Zeldin and Trump asserted that freezing these grants — which, organizers say, happened without any forewarning from the EPA, sometimes in the middle of grant disbursal and sometimes without communities seeing any money at all — was justified as a way to end the “green new scam” and “eliminate funding for the globalist climate agenda while unleashing American energy production,” according to a White House fact sheet.
A year later, many other communities beyond Sauget are also experiencing the grant terminations in starker terms. In Pocatello, Idaho, some of the town’s unsewered neighborhoods still face the unsanitary hardships of nitrate contamination from septic systems in their drinking water source. In the South Bronx, New York, one community remains vulnerable to extreme flooding, in part because their plan to revitalizing a dilapidated waterfront park has been defunded. And in South Dakota, the Flandreau Santee Sioux Tribe’s plan to use $19.9 million in grant funding to (among other things) rebuild a long-unusable bridge, build resilience hubs, weatherize buildings, and install solar panels on the homes of community elders remains just a plan.
“For many communities, they’ve been going through the stages of grief,” said Hoover. “First was disbelief, because they know the merits of these projects. They know how badly it’s needed by the community. That has evolved over time into disappointment that the agency has been unwilling to reconsider, even after seeing cases like Kipnuk, Alaska, where EPA terminated a grant for flood prevention and then the town was washed away in a flood.”
The communities and organizations around the country who lost funding have responded in a variety of ways. Some, like United Congregations of Metro-East in East St. Louis, are hopeful that other forms of funding will turn up — and are refocusing on other projects. Other municipalities and nonprofits are still involved in litigation against the EPA, hoping to recoup some of the losses they’ve sustained in money and in time.
In South Dakota, rather than making an appeal, the town of Flandreau ended up closing its application for a grant to bring solar power to the homes of some Flandreau Santee Sioux Nation members, according to Rhonda Conn, the associate director of Native Sun Community Power Development, the nonprofit which hoped to work with the town and tribe.
Native Sun has pushed on to seek funding sources for its other work. The organization secured some local and private funding, but nothing at the scale of the EPA Community Change money has materialized, Conn said. In the process, Native Sun has been forced to work on a very lean budget — no permanent office space, few workers, and few plans to expand. These days, they’re spending more time working on renewable energy workforce development with the state of Minnesota, as opposed to taking big, costly swings at new infrastructure projects.
“For us, the infrastructure stuff is not going to go away,” Conn said. “It’s just about where we’re balancing our energy right now.”

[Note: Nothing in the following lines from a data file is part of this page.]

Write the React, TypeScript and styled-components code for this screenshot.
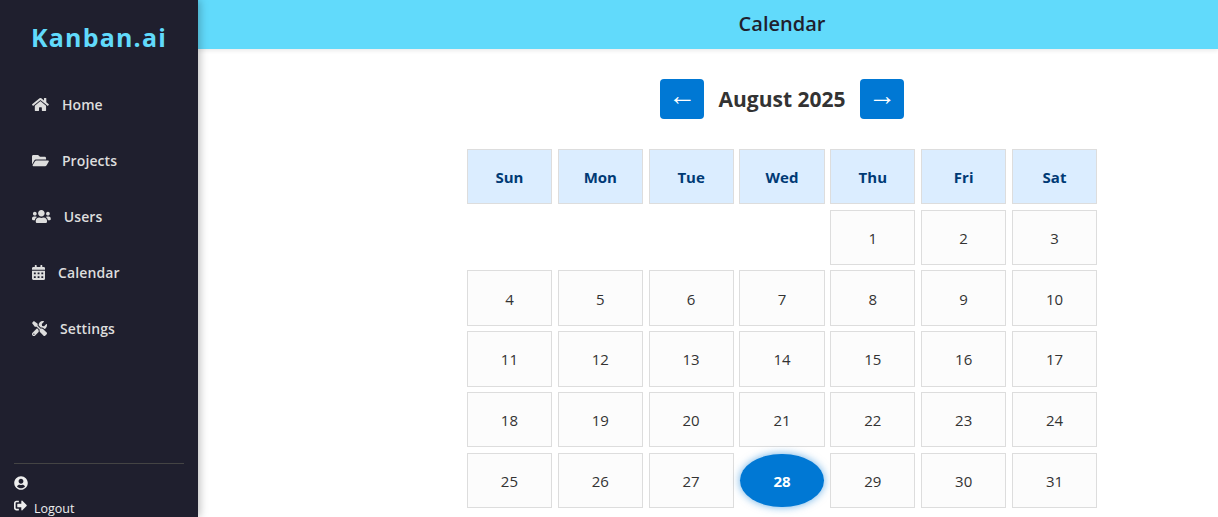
import React from 'react'
import styled, { createGlobalStyle } from 'styled-components'
import {
  FaHome,
  FaFolderOpen,
  FaUsers,
  FaCalendarAlt,
  FaTools,
  FaUserCircle,
  FaSignOutAlt,
} from 'react-icons/fa'

const GlobalStyle = createGlobalStyle`
  html, body {
    margin: 0;
    height: 100%;
    overflow: hidden;
    background: #fff;
    font-family: "Open Sans", "Noto Sans", "Liberation Sans", sans-serif;
  }
  * {
    box-sizing: border-box;
  }
`

const Layout = styled.div`
  display: flex;
  height: 517px;
  overflow: hidden;
`

const Sidebar = styled.aside`
  position: relative;
  z-index: 2;
  flex: 0 0 198px;
  display: flex;
  flex-direction: column;
  background: #1f1f2e;
  box-shadow: 2px 0 8px rgba(0, 0, 0, 0.25);
  padding: 0 14px;
`

const Logo = styled.h1`
  margin: 19px 0 0;
  height: 36px;
  line-height: 36px;
  text-align: center;
  font-size: 25px;
  font-weight: 700;
  letter-spacing: 1.2px;
  color: #61dafb;
`

const Nav = styled.nav`
  display: flex;
  flex-direction: column;
  gap: 26px;
  margin-top: 34px;
  padding-left: 18px;
`

const NavItem = styled.a<{ $iconWidth: number }>`
  display: flex;
  align-items: center;
  gap: 13px;
  height: 30px;
  font-size: 14px;
  font-weight: 600;
  letter-spacing: 0.1px;
  color: #dddddd;

  svg {
    flex: none;
    width: ${(p) => p.$iconWidth}px;
    height: 15px;
  }
`

const SidebarFooter = styled.div`
  margin-top: auto;
  border-top: 1px solid #444;
  padding-top: 12px;
  color: #eee;
  height: 54px;
`

const Avatar = styled.div`
  display: flex;
  height: 15px;
  font-size: 14px;
`

const Logout = styled.div`
  display: flex;
  align-items: center;
  gap: 7px;
  height: 20px;
  margin-top: 7px;
  font-size: 12.5px;
  color: #eee;

  svg {
    font-size: 13px;
    margin-top: -5px;
  }
`

const Main = styled.div`
  flex: 1;
  display: flex;
  flex-direction: column;
  min-width: 0;
`

const Header = styled.header`
  display: flex;
  align-items: center;
  justify-content: center;
  height: 49px;
  padding: 0 0 3px 148px;
  background: #61dafb;
  box-shadow: 0 2px 4px rgba(0, 0, 0, 0.08);
  font-size: 20px;
  font-weight: 600;
  color: #1f1f2e;
`

const Content = styled.main`
  display: flex;
  flex-direction: column;
  align-items: center;
  padding: 30px 0 0 148.04px;
`

const MonthBar = styled.div`
  display: flex;
  align-items: center;
  gap: 14.5px;
  height: 40px;
  margin-bottom: 29.7px;
`

const MonthTitle = styled.h2`
  margin: 0;
  font-size: 21px;
  font-weight: 700;
  color: #333;
`

const ArrowButton = styled.button`
  width: 44px;
  height: 40px;
  padding: 0 0 6px;
  border: none;
  border-radius: 4px;
  background: #0078d4;
  color: #fff;
  font-family: "Liberation Sans", sans-serif;
  font-size: 28px;
  line-height: 34px;
`

const Grid = styled.div`
  display: grid;
  grid-template-columns: repeat(7, 85.1px);
  grid-auto-rows: 55.3px;
  gap: 5.56px 5.757px;
  width: 630.24px;
`

const DayName = styled.div`
  display: flex;
  align-items: center;
  justify-content: center;
  padding-top: 1px;
  border: 1px solid #ddd;
  background: #dbedff;
  font-size: 15px;
  font-weight: 700;
  color: #003a75;
`

const DayCell = styled.div`
  display: flex;
  align-items: center;
  justify-content: center;
  padding-top: 1px;
  font-size: 15px;
  border: 1px solid #ddd;
  background: #fcfcfc;
  color: #333;
`

const TodayCell = styled(DayCell)`
  margin: 1px;
  border: none;
  border-radius: 50%;
  background: #0078d4;
  color: #fff;
  font-weight: 700;
  box-shadow: 0 0 8px rgba(0, 120, 212, 0.6);
`

const navItems = [
  { label: 'Home', icon: <FaHome />, iconWidth: 16.9 },
  { label: 'Projects', icon: <FaFolderOpen />, iconWidth: 16.9 },
  { label: 'Users', icon: <FaUsers />, iconWidth: 18.75 },
  { label: 'Calendar', icon: <FaCalendarAlt />, iconWidth: 13.1 },
  { label: 'Settings', icon: <FaTools />, iconWidth: 15 },
]

const dayNames = ['Sun', 'Mon', 'Tue', 'Wed', 'Thu', 'Fri', 'Sat']
const days = Array.from({ length: 31 }, (_, i) => i + 1)

const App: React.FC = () => {
  return (
    <Layout>
      <GlobalStyle />
      <Sidebar>
        <Logo>Kanban.ai</Logo>
        <Nav>
          {navItems.map((item) => (
            <NavItem key={item.label} $iconWidth={item.iconWidth}>
              {item.icon}
              <span>{item.label}</span>
            </NavItem>
          ))}
        </Nav>
        <SidebarFooter>
          <Avatar>
            <FaUserCircle />
          </Avatar>
          <Logout>
            <FaSignOutAlt />
            <span>Logout</span>
          </Logout>
        </SidebarFooter>
      </Sidebar>
      <Main>
        <Header>Calendar</Header>
        <Content>
          <MonthBar>
            <ArrowButton type='button'>←</ArrowButton>
            <MonthTitle>August 2025</MonthTitle>
            <ArrowButton type='button'>→</ArrowButton>
          </MonthBar>
          <Grid>
            {dayNames.map((name) => (
              <DayName key={name}>{name}</DayName>
            ))}
            {/* four empty cells before the 1st, as in the shot */}
            {[0, 1, 2, 3].map((i) => (
              <div key={`blank-${i}`} />
            ))}
            {days.map((day) =>
              day === 28 ? (
                <TodayCell key={day}>{day}</TodayCell>
              ) : (
                <DayCell key={day}>{day}</DayCell>
              )
            )}
          </Grid>
        </Content>
      </Main>
    </Layout>
  )
}

export default App
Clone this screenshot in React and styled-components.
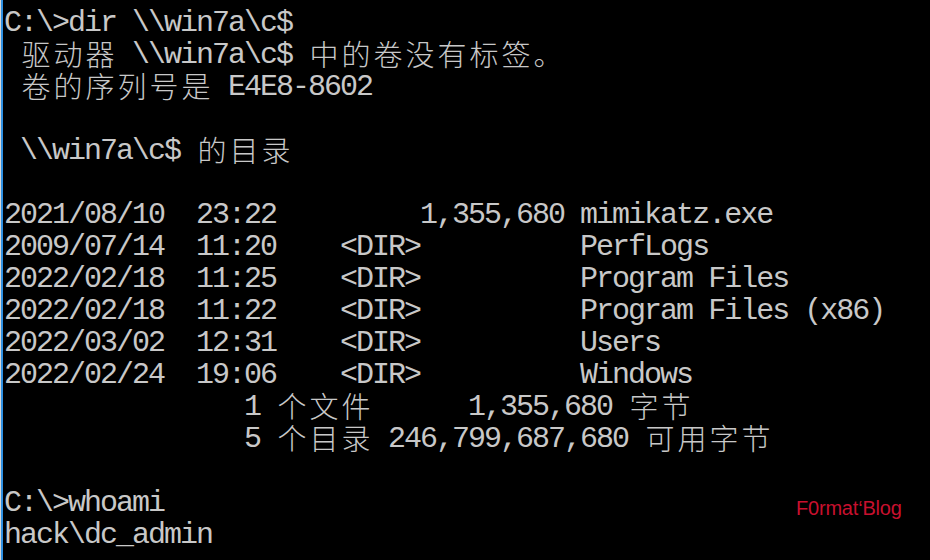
import React from "react"
import styled, { createGlobalStyle } from "styled-components"

const GlobalStyle = createGlobalStyle`
  html, body {
    margin: 0;
    padding: 0;
    background: #000;
  }
`

// one console cell is 16px wide, CJK glyphs take two cells
const WIDE = /[\u2e80-\uffef]/

const LINES = [
  "C:\\>dir \\\\win7a\\c$",
  " 驱动器 \\\\win7a\\c$ 中的卷没有标签。",
  " 卷的序列号是 E4E8-8602",
  "",
  " \\\\win7a\\c$ 的目录",
  "",
  "2021/08/10  23:22         1,355,680 mimikatz.exe",
  "2009/07/14  11:20    <DIR>          PerfLogs",
  "2022/02/18  11:25    <DIR>          Program Files",
  "2022/02/18  11:22    <DIR>          Program Files (x86)",
  "2022/03/02  12:31    <DIR>          Users",
  "2022/02/24  19:06    <DIR>          Windows",
  "               1 个文件      1,355,680 字节",
  "               5 个目录 246,799,687,680 可用字节",
  "",
  "C:\\>whoami",
  "hack\\dc_admin",
]

const Screen = styled.div`
  position: relative;
  width: 930px;
  height: 560px;
  overflow: hidden;
  box-sizing: border-box;
  background: #000;
  border-left: 1px solid #d8d8d8;
  box-shadow: inset 2px 0 0 #2f8fe0;
  padding: 7px 0 0 3px;
`

const Line = styled.div`
  height: 32px;
  line-height: 32px;
  white-space: pre;
  color: #c8c8c8;
  font-family: "Liberation Mono", "Noto Sans CJK SC", monospace;
  font-size: 30px;
  letter-spacing: -2px;
`

const Wide = styled.span`
  display: inline-block;
  width: 32px;
  height: 32px;
  line-height: 29px;
  vertical-align: top;
  text-align: center;
  letter-spacing: 0;
  font-family: "Noto Sans CJK SC", sans-serif;
  font-size: 29px;
  font-weight: 300;
`

const Watermark = styled.div`
  position: absolute;
  left: 795px;
  top: 497px;
  color: #c8102e;
  font-family: "Liberation Sans", Arial, sans-serif;
  font-size: 20px;
  letter-spacing: -0.2px;
`

const renderText = (text) => {
  const parts = []
  let run = ""
  Array.from(text).forEach((ch, i) => {
    if (WIDE.test(ch)) {
      if (run) parts.push(run)
      run = ""
      parts.push(<Wide key={i}>{ch}</Wide>)
    } else {
      run += ch
    }
  })
  if (run) parts.push(run)
  return parts
}

const App = () => (
  <>
    <GlobalStyle />
    <Screen>
      {LINES.map((text, i) => (
        <Line key={i}>{renderText(text)}</Line>
      ))}
      <Watermark>F0rmat‘Blog</Watermark>
    </Screen>
  </>
)

export default App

In green energy and disaster resilience work, organizations are competing under higher pressure for less money. “There are still some grant and loan programs operating at lower levels across the government, there are still sources of state, local, and private funding,” Hoover said. “But there are not multi-billion dollar sources of funding commensurate with what the Trump administration terminated.”
“It’s very stressful,” Conn said. “Because everybody now is scrambling for the same pot of money, and there isn’t enough of it.”